Le Royaume-Uni illustre
parfaitement le problème : comment produire du « capital »
sans produire de capital. Ce qu’on appelle la City, ce petit quartier de
Londres, son propre Wall Street. En l’absence de production de capital réel,
la City est devenue la pierre angulaire de l’économie britannique, un
organisme parasite qui a joué le rôle de station de transfert centralisée
pour les fraudes du monde, et transformé ce qu’il restait du capital
occidental en un purin de frais, de commissions, de paris truqués et d’arnaques.
Dans le même temps, elle a permis à la Banque centrale européenne de gérer l’escroquerie
qu’est devenue l’Union européenne, avec ses fatales distorsions de crédit qui
ont fait basculer ses membres par-dessus bord et fait tomber les banques
privées européennes de la falaise, à la Thelma et Louise.
Le prochain épisode de ce
mélodrame global consistera en ce qui se passe toujours lorsque les devises
et les taux d’intérêt se délient complètement de leurs rôles assignés de
pigeons du racket financier. Tôt ou tard, nous saurons ce qui se passe dans l’univers
ténébreux des produits dérivés, notamment en matière d’arrangements innovants
qui jouent le rôle d’assurances contre les pertes de positions sur les
devises et les taux d’intérêt – les paris placés sur les fluctuations de ces
choses. Lorsque les devises grimpent ou chutent brutalement, ces swaps sont
enclenchés, et une institution malheureuse se retrouve à payer les pots
cassés. Un zombie est déjà suffisamment terrible à lui seul. Un zombie qui se
trouve à réparer les pots cassés peut bien être synonyme de fin du monde.
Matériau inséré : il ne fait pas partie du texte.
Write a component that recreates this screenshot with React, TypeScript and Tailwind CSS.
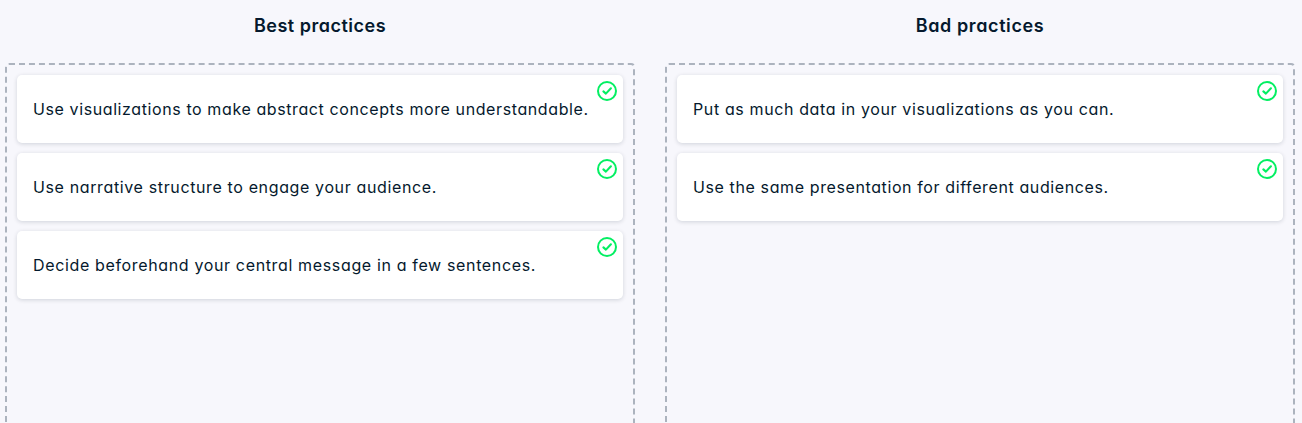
type Practice = { text: string; spacing: string };
type Column = { title: string; titleClass: string; items: Practice[] };

const columns: Column[] = [
  {
    title: 'Best practices',
    titleClass: 'tracking-[0.5px]',
    items: [
      { text: 'Use visualizations to make abstract concepts more understandable.', spacing: 'tracking-[0.6px]' },
      { text: 'Use narrative structure to engage your audience.', spacing: 'tracking-[0.63px]' },
      { text: 'Decide beforehand your central message in a few sentences.', spacing: 'tracking-[0.645px]' },
    ],
  },
  {
    title: 'Bad practices',
    titleClass: 'tracking-[0.6px]',
    items: [
      { text: 'Put as much data in your visualizations as you can.', spacing: 'tracking-[0.62px]' },
      { text: 'Use the same presentation for different audiences.', spacing: 'tracking-[0.61px]' },
    ],
  },
];

function CheckBadge() {
  return (
    <svg className="absolute right-1.5 top-1.5 size-5" viewBox="0 0 20 20" fill="none" stroke="#03ef62" strokeWidth="2">
      <circle cx="10" cy="10" r="9" />
      <path d="M6.4 10.4 L8.9 12.6 L13.9 7.3" strokeWidth="2.1" strokeLinecap="round" strokeLinejoin="round" />
    </svg>
  );
}

function Card({ text, spacing }: Practice) {
  return (
    <li className="relative flex h-[68px] items-center rounded-[5px] bg-white px-4 shadow-[0_1px_4px_rgba(5,25,45,0.16)]">
      <span className={`whitespace-nowrap text-base ${spacing}`}>{text}</span>
      <CheckBadge />
    </li>
  );
}

export default function App() {
  return (
    <main className="grid h-[423px] grid-cols-[630px_630px] gap-[30px] overflow-hidden bg-[#f7f7fc] px-[5px] font-['Inter',sans-serif] text-[#05192d] [font-feature-settings:'cv11']">
      {columns.map((column) => (
        <section key={column.title} className="flex flex-col">
          <h2 className={`flex h-[63px] shrink-0 justify-center pt-3 text-lg leading-[27px] font-semibold ${column.titleClass}`}>
            {column.title}
          </h2>
          <ul className="flex h-[400px] shrink-0 flex-col gap-2.5 rounded border-2 border-dashed border-[#acb3be] p-2.5">
            {column.items.map((item) => (
              <Card key={item.text} {...item} />
            ))}
          </ul>
        </section>
      ))}
    </main>
  );
}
Une fois que commencera la
contagion, ceux qui sont aujourd’hui en charge ne pourront plus s’en dépêtrer
comme ils l’ont fait la dernière fois : en la noyant de monnaie venue de
nulle part. Du moins pas sans générer une véritable inflation. Le genre d’inflation
qui cause la ruine et d’intenses soulèvements politiques, qui transforme une
nation. C’est déjà ce qui attend les Etats-Unis au tournant, alors que les
très détestables Hillary et Trump remettent en scène Punch et Judy face à une
audience dégoûtée. Les deux représentent la mort de la confiance des
Etats-Unis en le monde politique. Les partis qui les ont créés tourbillonnent,
impuissants, vers le siphon de la crédibilité. Ils ne survivront pas sous
leur forme actuelle.
Qui sait ce qui ressortira de
tout cela, quelle bête féroce se traîne lentement vers Washington.